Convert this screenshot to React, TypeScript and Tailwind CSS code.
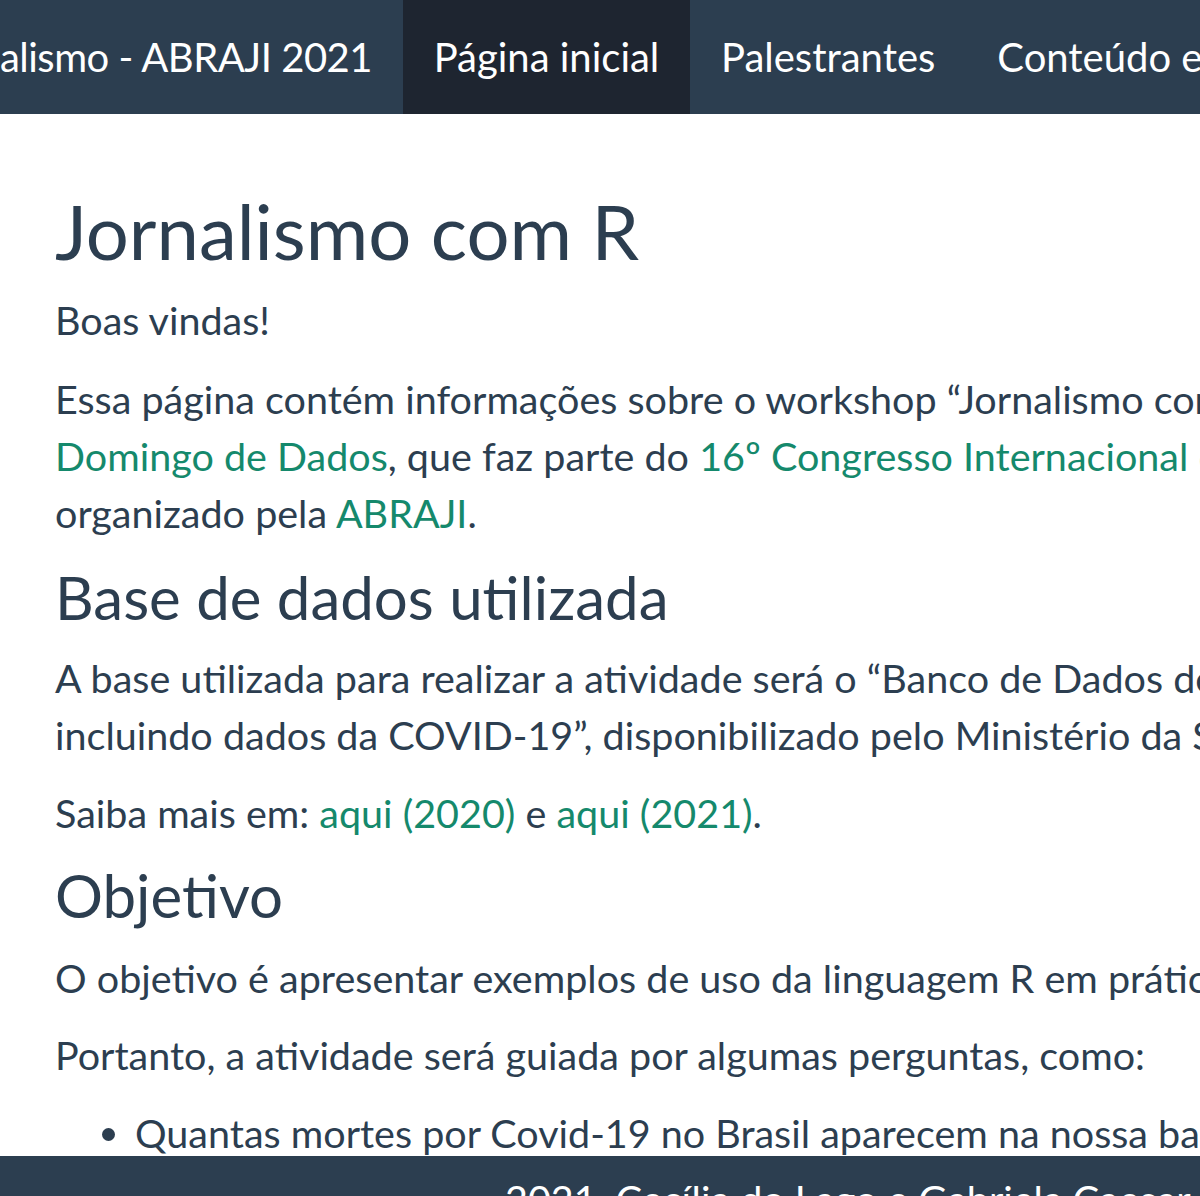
const textCls = "text-[39.5px] leading-[57px] whitespace-nowrap";

const Link = ({ children }: { children: React.ReactNode }) => (
  <a href="#" className="text-[#15896c]">
    {children}
  </a>
);

export default function App() {
  return (
    <div
      className="w-[1200px] h-[1196px] flex flex-col overflow-hidden bg-white text-[#2c3e50]"
      style={{ fontFamily: "Lato, 'Open Sans', sans-serif" }}
    >
      {/* Navbar */}
      <nav className="flex h-[114px] shrink-0 bg-[#2c3e50] text-white text-[40px] whitespace-nowrap">
        <div className="flex shrink-0 items-center justify-end w-[403px] pr-[31px] overflow-hidden">
          <span className="tracking-[-0.5px]">Workshop Jornalismo - ABRAJI 2021</span>
        </div>
        <div className="flex shrink-0 items-center justify-center bg-[#1e2530] w-[287px]">
          Página inicial
        </div>
        <div className="flex shrink-0 items-center px-[31px]">Palestrantes</div>
        <div className="flex shrink-0 items-center px-[31px]">Conteúdo extra</div>
      </nav>

      {/* Main content */}
      <main className="flex-1 overflow-hidden pl-[55px]">
        <h1 className="mt-[72px] text-[76px] leading-[90px] whitespace-nowrap">
          Jornalismo com R
        </h1>
        <p className={`${textCls} mt-[15px]`}>Boas vindas!</p>
        <div className={`${textCls} mt-[22px]`}>
          <div>
            Essa página contém informações sobre o workshop “Jornalismo com R” no
          </div>
          <div>
            <Link>Domingo de Dados</Link>, que faz parte do{" "}
            <Link>16º Congresso Internacional de Jornalismo Investigativo</Link>,
          </div>
          <div>
            organizado pela <Link>ABRAJI</Link>.
          </div>
        </div>

        <h2 className="mt-[20px] text-[60px] leading-[72px] whitespace-nowrap">
          Base de dados utilizada
        </h2>
        <div className={`${textCls} mt-[16px]`}>
          <div>
            A base utilizada para realizar a atividade será o “Banco de Dados de Síndrome Respiratória Aguda Grave,
          </div>
          <div>
            incluindo dados da COVID-19”, disponibilizado pelo Ministério da Saúde.
          </div>
        </div>
        <p className={`${textCls} mt-[21px]`}>
          Saiba mais em: <Link>aqui (2020)</Link> e <Link>aqui (2021)</Link>.
        </p>

        <h2 className="mt-[18px] text-[60px] leading-[72px] whitespace-nowrap">
          Objetivo
        </h2>
        <p className={`${textCls} mt-[18px]`}>
          O objetivo é apresentar exemplos de uso da linguagem R em práticas do jornalismo de dados.
        </p>
        <p className={`${textCls} mt-[20px]`}>
          Portanto, a atividade será guiada por algumas perguntas, como:
        </p>
        <ul className={`${textCls} mt-[21px] pl-[80px] list-disc`}>
          <li>Quantas mortes por Covid-19 no Brasil aparecem na nossa base de dados?</li>
        </ul>
      </main>

      {/* Footer */}
      <footer className="h-[40px] shrink-0 overflow-hidden bg-[#2c3e50] text-white pl-[505px] pt-[14px]">
        <div className={textCls}>2021, Cecília do Lago e Gabriela Caesar</div>
      </footer>
    </div>
  );
}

__________________________________________________

• [Task details]:
Extract every line of the data exactly; pictures stay out.

• [Answer for the task]:
Convert this screenshot to React, TypeScript and Tailwind CSS code.
const textCls = "text-[39.5px] leading-[57px] whitespace-nowrap";

const Link = ({ children }: { children: React.ReactNode }) => (
  <a href="#" className="text-[#15896c]">
    {children}
  </a>
);

export default function App() {
  return (
    <div
      className="w-[1200px] h-[1196px] flex flex-col overflow-hidden bg-white text-[#2c3e50]"
      style={{ fontFamily: "Lato, 'Open Sans', sans-serif" }}
    >
      {/* Navbar */}
      <nav className="flex h-[114px] shrink-0 bg-[#2c3e50] text-white text-[40px] whitespace-nowrap">
        <div className="flex shrink-0 items-center justify-end w-[403px] pr-[31px] overflow-hidden">
          <span className="tracking-[-0.5px]">Workshop Jornalismo - ABRAJI 2021</span>
        </div>
        <div className="flex shrink-0 items-center justify-center bg-[#1e2530] w-[287px]">
          Página inicial
        </div>
        <div className="flex shrink-0 items-center px-[31px]">Palestrantes</div>
        <div className="flex shrink-0 items-center px-[31px]">Conteúdo extra</div>
      </nav>

      {/* Main content */}
      <main className="flex-1 overflow-hidden pl-[55px]">
        <h1 className="mt-[72px] text-[76px] leading-[90px] whitespace-nowrap">
          Jornalismo com R
        </h1>
        <p className={`${textCls} mt-[15px]`}>Boas vindas!</p>
        <div className={`${textCls} mt-[22px]`}>
          <div>
            Essa página contém informações sobre o workshop “Jornalismo com R” no
          </div>
          <div>
            <Link>Domingo de Dados</Link>, que faz parte do{" "}
            <Link>16º Congresso Internacional de Jornalismo Investigativo</Link>,
          </div>
          <div>
            organizado pela <Link>ABRAJI</Link>.
          </div>
        </div>

        <h2 className="mt-[20px] text-[60px] leading-[72px] whitespace-nowrap">
          Base de dados utilizada
        </h2>
        <div className={`${textCls} mt-[16px]`}>
          <div>
            A base utilizada para realizar a atividade será o “Banco de Dados de Síndrome Respiratória Aguda Grave,
          </div>
          <div>
            incluindo dados da COVID-19”, disponibilizado pelo Ministério da Saúde.
          </div>
        </div>
        <p className={`${textCls} mt-[21px]`}>
          Saiba mais em: <Link>aqui (2020)</Link> e <Link>aqui (2021)</Link>.
        </p>

        <h2 className="mt-[18px] text-[60px] leading-[72px] whitespace-nowrap">
          Objetivo
        </h2>
        <p className={`${textCls} mt-[18px]`}>
          O objetivo é apresentar exemplos de uso da linguagem R em práticas do jornalismo de dados.
        </p>
        <p className={`${textCls} mt-[20px]`}>
          Portanto, a atividade será guiada por algumas perguntas, como:
        </p>
        <ul className={`${textCls} mt-[21px] pl-[80px] list-disc`}>
          <li>Quantas mortes por Covid-19 no Brasil aparecem na nossa base de dados?</li>
        </ul>
      </main>

      {/* Footer */}
      <footer className="h-[40px] shrink-0 overflow-hidden bg-[#2c3e50] text-white pl-[505px] pt-[14px]">
        <div className={textCls}>2021, Cecília do Lago e Gabriela Caesar</div>
      </footer>
    </div>
  );
}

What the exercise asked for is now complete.